In the arts it always takes a genius to discover the obvious.
We have many hours worth of Charlie Parker's and John Coltrane's greatest music; days, even weeks, of Duke Ellington's -- and thank god we do. But "Singin' the Blues" and "I'm Coming Virginia," combined, last less than eight minutes. Bix was that kind of guy. It's a miracle we have even those recordings -- without Tram's firm and generous guiding hand they would not exist. But their influence is way out of proportion to their number and length. Which testifies to the strength of his gift: Bix was a weak man, hardly a man at all, but his depth, subtlety, and delicacy reached far beyond his limits to change music for multitudes who've never heard his sound or his name.

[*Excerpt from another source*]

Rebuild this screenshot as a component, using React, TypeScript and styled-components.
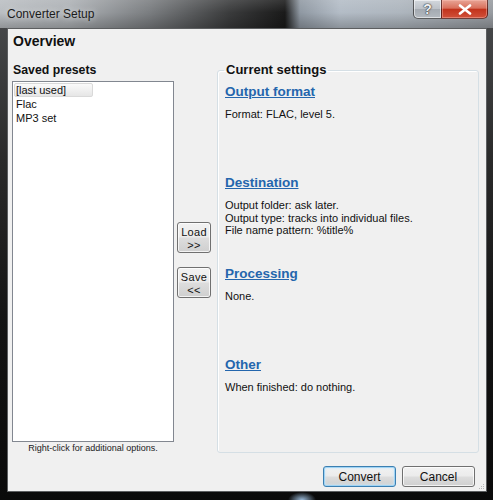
import React from 'react';
import styled, { createGlobalStyle } from 'styled-components';

const UI_FONT = `'Liberation Sans', Arial, sans-serif`;

const GlobalStyle = createGlobalStyle`
  html, body {
    margin: 0;
    padding: 0;
    background: #111;
  }
  * {
    box-sizing: border-box;
  }
`;

type Preset = { name: string; selected?: boolean };
type Section = { title: string; lines: string[] };

const presets: Preset[] = [
  { name: '[last used]', selected: true },
  { name: 'Flac' },
  { name: 'MP3 set' },
];

const sections: Section[] = [
  { title: 'Output format', lines: ['Format: FLAC, level 5.'] },
  {
    title: 'Destination',
    lines: [
      'Output folder: ask later.',
      'Output type: tracks into individual files.',
      'File name pattern: %title%',
    ],
  },
  { title: 'Processing', lines: ['None.'] },
  { title: 'Other', lines: ['When finished: do nothing.'] },
];

export default function App() {
  return (
    <>
      <GlobalStyle />
      <Window>
        <TitleBar>
          <TitleText>Converter Setup</TitleText>
          <CaptionButtons>
            <HelpButton>?</HelpButton>
            <CloseButton>
              <svg width='14' height='11' viewBox='0 0 14 11'>
                <path
                  d='M2 1.5 L12 9.5 M12 1.5 L2 9.5'
                  stroke='#fff'
                  strokeWidth='2.6'
                  strokeLinecap='round'
                />
              </svg>
            </CloseButton>
          </CaptionButtons>
        </TitleBar>

        <Client>
          <Heading>Overview</Heading>

          <Body>
            <PresetColumn>
              <PaneLabel>Saved presets</PaneLabel>
              <ListBox>
                {presets.map((p) => (
                  <ListItem key={p.name} $selected={p.selected}>
                    {p.name}
                  </ListItem>
                ))}
              </ListBox>
              <ListHint>Right-click for additional options.</ListHint>
            </PresetColumn>

            <TransferColumn>
              <TransferButton>
                <span>Load</span>
                <span>&gt;&gt;</span>
              </TransferButton>
              <TransferButton>
                <span>Save</span>
                <span>&lt;&lt;</span>
              </TransferButton>
            </TransferColumn>

            <SettingsGroup>
              <GroupLegend>Current settings</GroupLegend>
              <SectionList>
                {sections.map((s) => (
                  <SettingsSection key={s.title}>
                    <SectionLink>{s.title}</SectionLink>
                    <SectionText>
                      {s.lines.map((l) => (
                        <div key={l}>{l}</div>
                      ))}
                    </SectionText>
                  </SettingsSection>
                ))}
              </SectionList>
            </SettingsGroup>
          </Body>

          <Footer>
            <DialogButton $primary>Convert</DialogButton>
            <DialogButton>Cancel</DialogButton>
          </Footer>

          <SizeGrip width='7' height='7' viewBox='0 0 7 7'>
            <rect x='5' y='1' width='1' height='1' fill='#b8b8b8' />
            <rect x='3' y='3' width='1' height='1' fill='#b8b8b8' />
            <rect x='5' y='3' width='1' height='1' fill='#b8b8b8' />
            <rect x='1' y='5' width='1' height='1' fill='#b8b8b8' />
            <rect x='3' y='5' width='1' height='1' fill='#b8b8b8' />
            <rect x='5' y='5' width='1' height='1' fill='#b8b8b8' />
          </SizeGrip>
        </Client>
      </Window>
    </>
  );
}

const Window = styled.div`
  width: 493px;
  height: 500px;
  display: flex;
  flex-direction: column;
  overflow: hidden;
  font-family: ${UI_FONT};
  background:
    radial-gradient(ellipse 14px 8px at 302px 500px, rgba(170, 205, 240, 0.9), transparent),
    linear-gradient(180deg, #4a4c4e 0, #2a2a2a 160px, #141414 320px, #0a0a0a 100%);
`;

const TitleBar = styled.div`
  height: 28px;
  flex-shrink: 0;
  display: flex;
  align-items: flex-start;
  background:
    linear-gradient(180deg, rgba(255, 255, 255, 0.12) 0, rgba(255, 255, 255, 0) 45%, rgba(0, 0, 0, 0.22) 100%),
    linear-gradient(
      90deg,
      #babec2 0,
      #adb1b5 70px,
      #7a7d80 150px,
      #3a3b3c 230px,
      #1a1a1a 285px,
      #8f98a2 300px,
      #b3bcc6 340px,
      #aeb6be 400px,
      #979ba0 493px
    );
`;

const TitleText = styled.div`
  padding-left: 7px;
  line-height: 28px;
  font-size: 12px;
  color: #1b1b1b;
  text-shadow: 0 0 6px rgba(255, 255, 255, 0.7);
`;

const CaptionButtons = styled.div`
  margin-left: auto;
  margin-right: 5px;
  display: flex;
  height: 19px;
`;

const HelpButton = styled.div`
  width: 28px;
  height: 19px;
  display: flex;
  align-items: center;
  justify-content: center;
  border: 1px solid rgba(40, 40, 40, 0.7);
  border-top: none;
  border-right: none;
  border-bottom-left-radius: 5px;
  background: linear-gradient(180deg, #d3d8dd 0, #bcc1c7 50%, #a4aab1 51%, #b4bac0 100%);
  box-shadow: inset 0 0 0 1px rgba(255, 255, 255, 0.55);
  font-size: 14px;
  font-weight: bold;
  color: #eef0f2;
  text-shadow:
    0 0 1px #3a3a3a,
    0 0 1px #3a3a3a,
    0 0 2px #555;
`;

const CloseButton = styled.div`
  width: 47px;
  height: 19px;
  display: flex;
  align-items: center;
  justify-content: center;
  border: 1px solid rgba(60, 20, 20, 0.7);
  border-top: none;
  border-bottom-right-radius: 5px;
  background: linear-gradient(180deg, #e8a596 0, #d9705c 45%, #c2331c 52%, #d1513a 100%);
  box-shadow: inset 0 0 0 1px rgba(255, 200, 190, 0.4);
`;

const Client = styled.div`
  position: relative;
  width: 480px;
  height: 464px;
  margin-left: 7px;
  flex-shrink: 0;
  display: flex;
  flex-direction: column;
  background: #f0f0f0;
  border: 1px solid #5c5e60;
  color: #111;
`;

const Heading = styled.div`
  height: 33px;
  padding: 3px 0 0 5px;
  font-size: 14px;
  font-weight: bold;
  line-height: 18px;
  color: #111;
`;

const Body = styled.div`
  height: 393px;
  display: flex;
  padding: 0 7px 0 4px;
`;

const PresetColumn = styled.div`
  width: 162px;
  display: flex;
  flex-direction: column;
`;

const PaneLabel = styled.div`
  height: 19px;
  padding-left: 1px;
  font-size: 12.3px;
  font-weight: bold;
  line-height: 16px;
`;

const ListBox = styled.div`
  flex: 1;
  background: #fff;
  border: 1px solid #828790;
  padding: 1px 0 0 1px;
`;

const ListItem = styled.div<{ $selected?: boolean }>`
  width: ${(p) => (p.$selected ? '79px' : 'auto')};
  height: 14px;
  padding-left: 1px;
  font-size: 11px;
  line-height: 12px;
  border: 1px solid ${(p) => (p.$selected ? '#d9d9d9' : 'transparent')};
  border-radius: 2px;
  background: ${(p) => (p.$selected ? 'linear-gradient(180deg, #fafafa, #e6e6e6)' : 'none')};
`;

const ListHint = styled.div`
  height: 13px;
  font-size: 9px;
  line-height: 13px;
  text-align: center;
  color: #222;
`;

const TransferColumn = styled.div`
  width: 35px;
  margin-left: 3px;
  padding-top: 2px;
  display: flex;
  flex-direction: column;
  justify-content: center;
  align-items: flex-start;
  gap: 14px;
`;

const TransferButton = styled.div`
  width: 34px;
  height: 31px;
  padding-top: 3px;
  display: flex;
  flex-direction: column;
  align-items: center;
  font-size: 11px;
  line-height: 13px;
  letter-spacing: 0.3px;
  border: 1px solid #707070;
  border-radius: 3px;
  background: linear-gradient(180deg, #f2f2f2 0, #ebebeb 48%, #dddddd 52%, #cfcfcf 100%);
  box-shadow: inset 0 0 0 1px rgba(255, 255, 255, 0.75);
`;

const SettingsGroup = styled.fieldset`
  width: 262px;
  margin: 1px 0 2px 5px;
  padding: 0 6px;
  min-width: 0;
  border: 1px solid #d5dfe5;
  border-radius: 3px;
  box-shadow: inset 1px 1px 0 #fff;
`;

const GroupLegend = styled.legend`
  padding: 0 2px;
  font-size: 13px;
  font-weight: bold;
  line-height: 14px;
`;

const SectionList = styled.div`
  padding: 6px 0 0 1px;
`;

const SettingsSection = styled.div`
  height: 91px;
`;

const SectionLink = styled.div`
  font-size: 13.5px;
  font-weight: bold;
  line-height: 18px;
  color: #2466ad;
  text-decoration: underline;
`;

const SectionText = styled.div`
  margin-top: 7px;
  font-size: 11px;
  line-height: 12.5px;
`;

const Footer = styled.div`
  flex: 1;
  display: flex;
  justify-content: flex-end;
  align-items: flex-start;
  gap: 6px;
  padding: 11px 11px 0 0;
`;

const DialogButton = styled.div<{ $primary?: boolean }>`
  width: 73px;
  height: 21px;
  display: flex;
  align-items: center;
  justify-content: center;
  font-size: 12px;
  border: 1px solid ${(p) => (p.$primary ? '#3c7fb1' : '#707070')};
  border-radius: 3px;
  background: linear-gradient(180deg, #f2f2f2 0, #ebebeb 48%, #dddddd 52%, #cfcfcf 100%);
  box-shadow: ${(p) =>
    p.$primary ? 'inset 0 0 0 1px #9fd4f5, inset 0 0 3px 1px #cbe9fb' : 'inset 0 0 0 1px rgba(255,255,255,0.75)'};
`;

const SizeGrip = styled.svg`
  position: absolute;
  right: 1px;
  bottom: 1px;
`;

As for other Beiderbecke recordings -- it would be generous to call them uneven. The solos are often marvelous; the company he keeps is often not. Before 1927 he was building his gift; after 1927 the gift dissipates. By 1929 his playing was erratic. He recorded last in 1930, on Hoagy Carmichael's first rendition of "Georgia (on My Mind)." His tone is darker, his solo loses its way, ends vaguely. He died the next summer, drunk and alone in a cheap room, his last work a few incomplete piano compositions. People in need of saints have romanticized that, but I've been alone often enough and drunk often enough to despise them and pity Bix. And then I hear again his exquisite tone, his solos that continue to surprise no matter how often you listen, music that leads to a place no one had been before nor has gone to since -- who should pity whom? Bix knew something I don't. I can listen to it, even get it, but I still don't know it. He did. For a while.
March 10 I played Bix for my high school class. I neglected to write his name on the board. The kids thought I was talking about "Bicks Spiderbeck." But they were generous with their patience, and a few really got him. Lizzie wrote: "So we do have a culture, if we search for it."